There is nothing perfect about auto-gpt but like chatgpt it’s another tool that if used creatively can be used to achieve amazing things I wouldn’t have even considered doing 2 months ago.
If you want to read about my odd path of discovery in building this script, see the short story below, otherwise just enjoy the script.
Ramon Gomez on LinkedIn had the idea of using auto-gpt to find threat actor in the new as they relate to the United States Energy sector.
His attempts at using auto-gpt failed but I gave it a try anyways.
Sure enough it failed for me too, but I carefully read the output from auto-gpt and I could see what it was trying to do:
- download the enterprise-attack.json file from Mitre – this is a full ‘database’ of all things Mitre ATT&CK and it includes information about threat actors and some of the industries that they’re associated with.
- create an run a python script that reads enterprise-attack.json and extract the threat actors associated with the US energy sector. – this script had syntax errors so it was never going to run, but it tried…
- find a list of reliable new web sites that are related to cyber news. – this worked so I had a list of possible sites, but they weren’t perfect..
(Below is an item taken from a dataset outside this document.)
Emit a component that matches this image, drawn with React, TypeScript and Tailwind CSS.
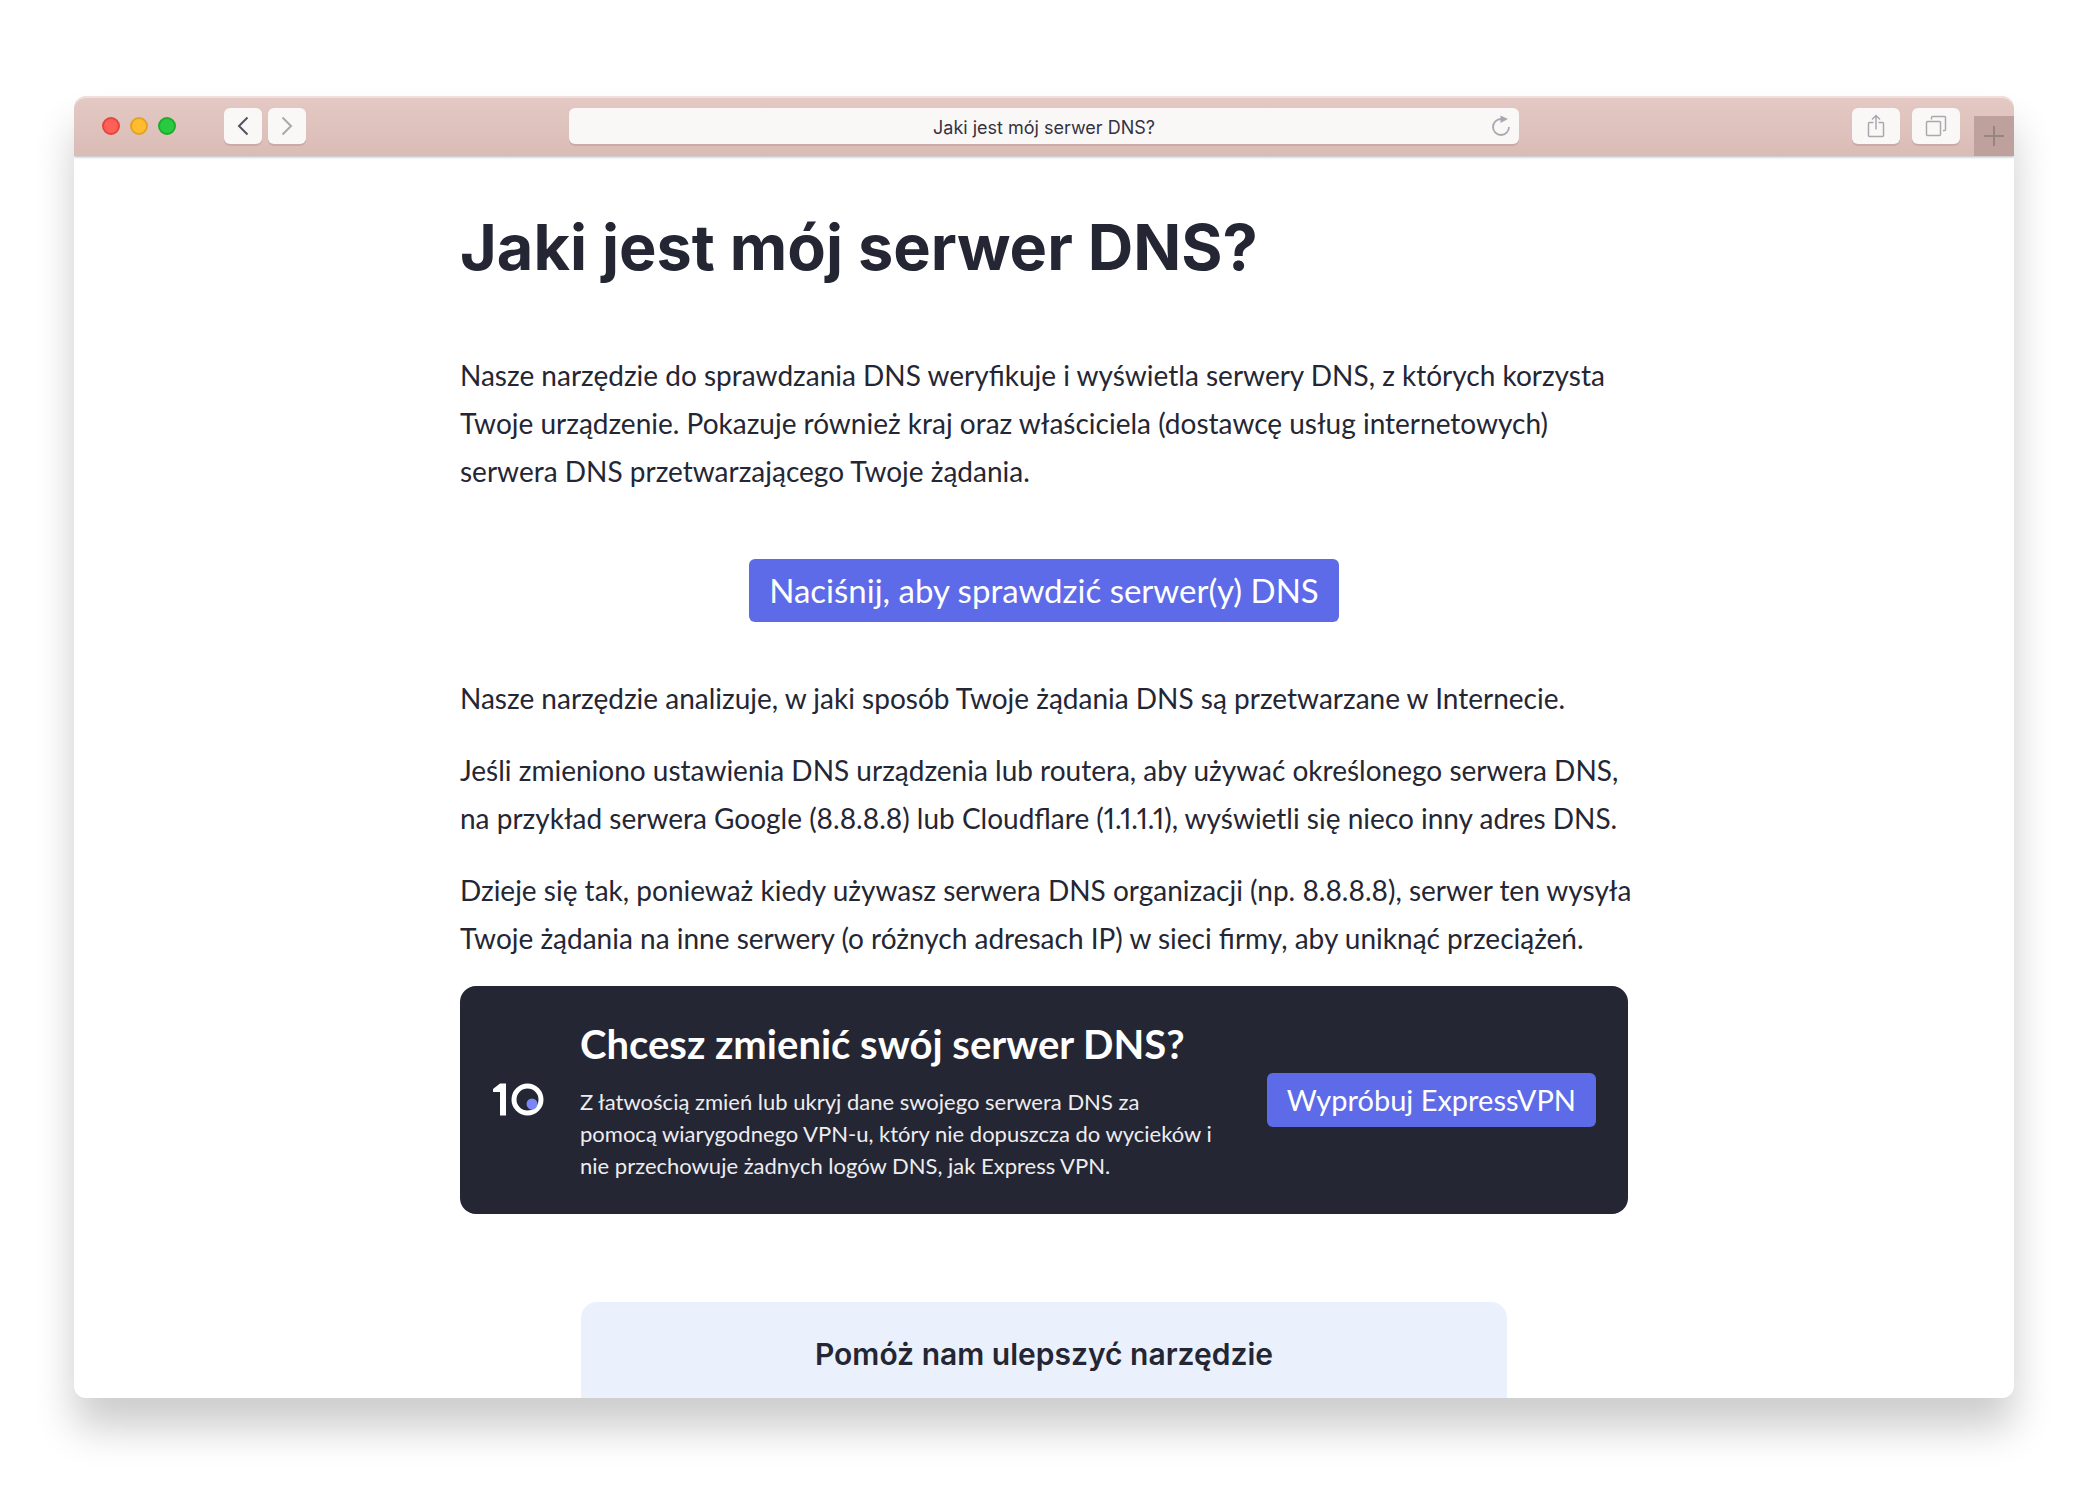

- create another python script that scraped the news sites for information associated with the threat actors – again it tried and failed.
Although auto-gpt tried and failed, it had an excellent approach to the problem.
And using ‘regular’ chatgpt I was able to ask the same sorts of questions and get much better answers.
Finally, as a result, chatgpt (and I) came up with the script you see below.
Note that this script has flaws, like some of the urls aren’t useful (but some are), but it does in fact work! enjoy.
import requests
from bs4 import BeautifulSoup
# Define a dictionary of threat actor names and their aliases
threat_actors = {
'APT1': ['Comment Crew'],
'Lazarus': ['Lazarus'],
'APT29': ['Cozy Bear'],
'APT32': ['OceanLotus Group']
}
# Define the URLs for the news resources
# Loop through the URLs and extract relevant web page URLs
# Define the URLs of the news resources
urls = [
'https://www.fireeye.com/blog/threat-research.html',
'https://www.kaspersky.com/blog/tag/apt',
'https://www.ncsc.gov.uk/news/reports',
'https://thehackernews.com/search/label/apt',
'https://www.recordedfuture.com/apt-group-threat-intelligence/',
'https://www.anomali.com/blog/threat-research'
]
webpage_urls = []
for url in urls:
html = requests.get(url).text
soup = BeautifulSoup(html, 'html.parser')
for link in soup.find_all('a'):
href = link.get('href')
for actor in threat_actors:
if actor in link.text or any(alias in link.text for alias in threat_actors[actor]):
webpage_urls.append(href)
# Print the extracted webpage URLs
for url in webpage_urls:
print(url)